THE PROBLEM
Exactly reproduce each line of the listing that follows.

COLLECTED DATA
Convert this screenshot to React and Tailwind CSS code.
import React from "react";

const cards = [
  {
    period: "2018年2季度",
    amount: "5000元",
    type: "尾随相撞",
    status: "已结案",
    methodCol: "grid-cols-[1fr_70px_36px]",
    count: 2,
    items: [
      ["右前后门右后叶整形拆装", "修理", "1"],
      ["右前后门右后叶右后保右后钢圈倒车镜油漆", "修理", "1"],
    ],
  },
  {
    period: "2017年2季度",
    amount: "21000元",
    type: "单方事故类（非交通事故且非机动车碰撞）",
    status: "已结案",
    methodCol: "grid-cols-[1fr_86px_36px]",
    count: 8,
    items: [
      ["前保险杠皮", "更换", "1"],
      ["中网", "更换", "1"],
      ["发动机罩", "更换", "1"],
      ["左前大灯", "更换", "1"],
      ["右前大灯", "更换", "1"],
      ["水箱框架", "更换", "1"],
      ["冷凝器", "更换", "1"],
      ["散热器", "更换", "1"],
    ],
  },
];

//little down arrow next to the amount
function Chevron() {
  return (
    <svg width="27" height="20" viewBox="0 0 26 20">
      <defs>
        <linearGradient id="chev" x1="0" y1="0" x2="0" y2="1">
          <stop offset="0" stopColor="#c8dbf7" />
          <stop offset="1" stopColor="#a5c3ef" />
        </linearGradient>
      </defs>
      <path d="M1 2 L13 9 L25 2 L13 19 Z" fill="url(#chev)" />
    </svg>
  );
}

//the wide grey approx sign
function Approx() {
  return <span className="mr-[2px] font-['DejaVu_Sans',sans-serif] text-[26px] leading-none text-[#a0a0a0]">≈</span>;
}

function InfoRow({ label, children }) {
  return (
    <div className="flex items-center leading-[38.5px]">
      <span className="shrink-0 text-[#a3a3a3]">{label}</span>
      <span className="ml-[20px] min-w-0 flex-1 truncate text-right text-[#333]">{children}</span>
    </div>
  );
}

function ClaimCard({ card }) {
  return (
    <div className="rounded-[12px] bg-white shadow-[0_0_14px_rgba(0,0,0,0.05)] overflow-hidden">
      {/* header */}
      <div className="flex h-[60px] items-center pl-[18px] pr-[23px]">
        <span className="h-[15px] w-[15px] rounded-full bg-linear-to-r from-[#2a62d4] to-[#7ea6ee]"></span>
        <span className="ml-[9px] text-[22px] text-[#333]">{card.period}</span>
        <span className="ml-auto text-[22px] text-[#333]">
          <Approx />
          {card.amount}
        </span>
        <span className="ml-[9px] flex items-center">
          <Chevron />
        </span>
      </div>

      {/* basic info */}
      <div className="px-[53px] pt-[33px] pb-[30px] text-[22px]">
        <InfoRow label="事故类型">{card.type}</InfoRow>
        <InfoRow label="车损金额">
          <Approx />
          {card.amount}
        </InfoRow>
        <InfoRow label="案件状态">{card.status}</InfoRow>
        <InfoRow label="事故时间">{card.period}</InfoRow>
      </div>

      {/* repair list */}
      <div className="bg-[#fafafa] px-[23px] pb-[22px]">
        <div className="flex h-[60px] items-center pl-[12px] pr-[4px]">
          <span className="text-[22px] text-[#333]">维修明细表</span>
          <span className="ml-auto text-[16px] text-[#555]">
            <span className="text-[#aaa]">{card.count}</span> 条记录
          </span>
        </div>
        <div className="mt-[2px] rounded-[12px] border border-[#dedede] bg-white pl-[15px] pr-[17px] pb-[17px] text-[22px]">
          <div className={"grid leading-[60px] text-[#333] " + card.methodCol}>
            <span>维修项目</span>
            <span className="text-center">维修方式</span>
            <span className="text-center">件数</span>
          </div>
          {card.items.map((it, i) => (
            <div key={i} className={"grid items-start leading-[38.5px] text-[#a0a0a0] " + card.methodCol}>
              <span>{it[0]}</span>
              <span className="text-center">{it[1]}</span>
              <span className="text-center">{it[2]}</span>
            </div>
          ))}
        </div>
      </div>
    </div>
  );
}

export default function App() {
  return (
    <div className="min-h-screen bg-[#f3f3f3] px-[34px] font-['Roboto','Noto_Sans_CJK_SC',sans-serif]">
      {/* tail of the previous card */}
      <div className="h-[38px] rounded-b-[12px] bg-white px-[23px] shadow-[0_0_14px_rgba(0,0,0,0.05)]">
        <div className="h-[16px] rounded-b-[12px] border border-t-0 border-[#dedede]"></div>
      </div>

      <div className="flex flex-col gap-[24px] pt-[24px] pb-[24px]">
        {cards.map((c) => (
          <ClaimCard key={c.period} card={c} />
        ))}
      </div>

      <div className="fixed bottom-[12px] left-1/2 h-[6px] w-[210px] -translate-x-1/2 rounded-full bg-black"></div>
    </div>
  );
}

RESPONSE BELOW
Convert this screenshot to React and Tailwind CSS code.
import React from "react";

const cards = [
  {
    period: "2018年2季度",
    amount: "5000元",
    type: "尾随相撞",
    status: "已结案",
    methodCol: "grid-cols-[1fr_70px_36px]",
    count: 2,
    items: [
      ["右前后门右后叶整形拆装", "修理", "1"],
      ["右前后门右后叶右后保右后钢圈倒车镜油漆", "修理", "1"],
    ],
  },
  {
    period: "2017年2季度",
    amount: "21000元",
    type: "单方事故类（非交通事故且非机动车碰撞）",
    status: "已结案",
    methodCol: "grid-cols-[1fr_86px_36px]",
    count: 8,
    items: [
      ["前保险杠皮", "更换", "1"],
      ["中网", "更换", "1"],
      ["发动机罩", "更换", "1"],
      ["左前大灯", "更换", "1"],
      ["右前大灯", "更换", "1"],
      ["水箱框架", "更换", "1"],
      ["冷凝器", "更换", "1"],
      ["散热器", "更换", "1"],
    ],
  },
];

//little down arrow next to the amount
function Chevron() {
  return (
    <svg width="27" height="20" viewBox="0 0 26 20">
      <defs>
        <linearGradient id="chev" x1="0" y1="0" x2="0" y2="1">
          <stop offset="0" stopColor="#c8dbf7" />
          <stop offset="1" stopColor="#a5c3ef" />
        </linearGradient>
      </defs>
      <path d="M1 2 L13 9 L25 2 L13 19 Z" fill="url(#chev)" />
    </svg>
  );
}

//the wide grey approx sign
function Approx() {
  return <span className="mr-[2px] font-['DejaVu_Sans',sans-serif] text-[26px] leading-none text-[#a0a0a0]">≈</span>;
}

function InfoRow({ label, children }) {
  return (
    <div className="flex items-center leading-[38.5px]">
      <span className="shrink-0 text-[#a3a3a3]">{label}</span>
      <span className="ml-[20px] min-w-0 flex-1 truncate text-right text-[#333]">{children}</span>
    </div>
  );
}

function ClaimCard({ card }) {
  return (
    <div className="rounded-[12px] bg-white shadow-[0_0_14px_rgba(0,0,0,0.05)] overflow-hidden">
      {/* header */}
      <div className="flex h-[60px] items-center pl-[18px] pr-[23px]">
        <span className="h-[15px] w-[15px] rounded-full bg-linear-to-r from-[#2a62d4] to-[#7ea6ee]"></span>
        <span className="ml-[9px] text-[22px] text-[#333]">{card.period}</span>
        <span className="ml-auto text-[22px] text-[#333]">
          <Approx />
          {card.amount}
        </span>
        <span className="ml-[9px] flex items-center">
          <Chevron />
        </span>
      </div>

      {/* basic info */}
      <div className="px-[53px] pt-[33px] pb-[30px] text-[22px]">
        <InfoRow label="事故类型">{card.type}</InfoRow>
        <InfoRow label="车损金额">
          <Approx />
          {card.amount}
        </InfoRow>
        <InfoRow label="案件状态">{card.status}</InfoRow>
        <InfoRow label="事故时间">{card.period}</InfoRow>
      </div>

      {/* repair list */}
      <div className="bg-[#fafafa] px-[23px] pb-[22px]">
        <div className="flex h-[60px] items-center pl-[12px] pr-[4px]">
          <span className="text-[22px] text-[#333]">维修明细表</span>
          <span className="ml-auto text-[16px] text-[#555]">
            <span className="text-[#aaa]">{card.count}</span> 条记录
          </span>
        </div>
        <div className="mt-[2px] rounded-[12px] border border-[#dedede] bg-white pl-[15px] pr-[17px] pb-[17px] text-[22px]">
          <div className={"grid leading-[60px] text-[#333] " + card.methodCol}>
            <span>维修项目</span>
            <span className="text-center">维修方式</span>
            <span className="text-center">件数</span>
          </div>
          {card.items.map((it, i) => (
            <div key={i} className={"grid items-start leading-[38.5px] text-[#a0a0a0] " + card.methodCol}>
              <span>{it[0]}</span>
              <span className="text-center">{it[1]}</span>
              <span className="text-center">{it[2]}</span>
            </div>
          ))}
        </div>
      </div>
    </div>
  );
}

export default function App() {
  return (
    <div className="min-h-screen bg-[#f3f3f3] px-[34px] font-['Roboto','Noto_Sans_CJK_SC',sans-serif]">
      {/* tail of the previous card */}
      <div className="h-[38px] rounded-b-[12px] bg-white px-[23px] shadow-[0_0_14px_rgba(0,0,0,0.05)]">
        <div className="h-[16px] rounded-b-[12px] border border-t-0 border-[#dedede]"></div>
      </div>

      <div className="flex flex-col gap-[24px] pt-[24px] pb-[24px]">
        {cards.map((c) => (
          <ClaimCard key={c.period} card={c} />
        ))}
      </div>

      <div className="fixed bottom-[12px] left-1/2 h-[6px] w-[210px] -translate-x-1/2 rounded-full bg-black"></div>
    </div>
  );
}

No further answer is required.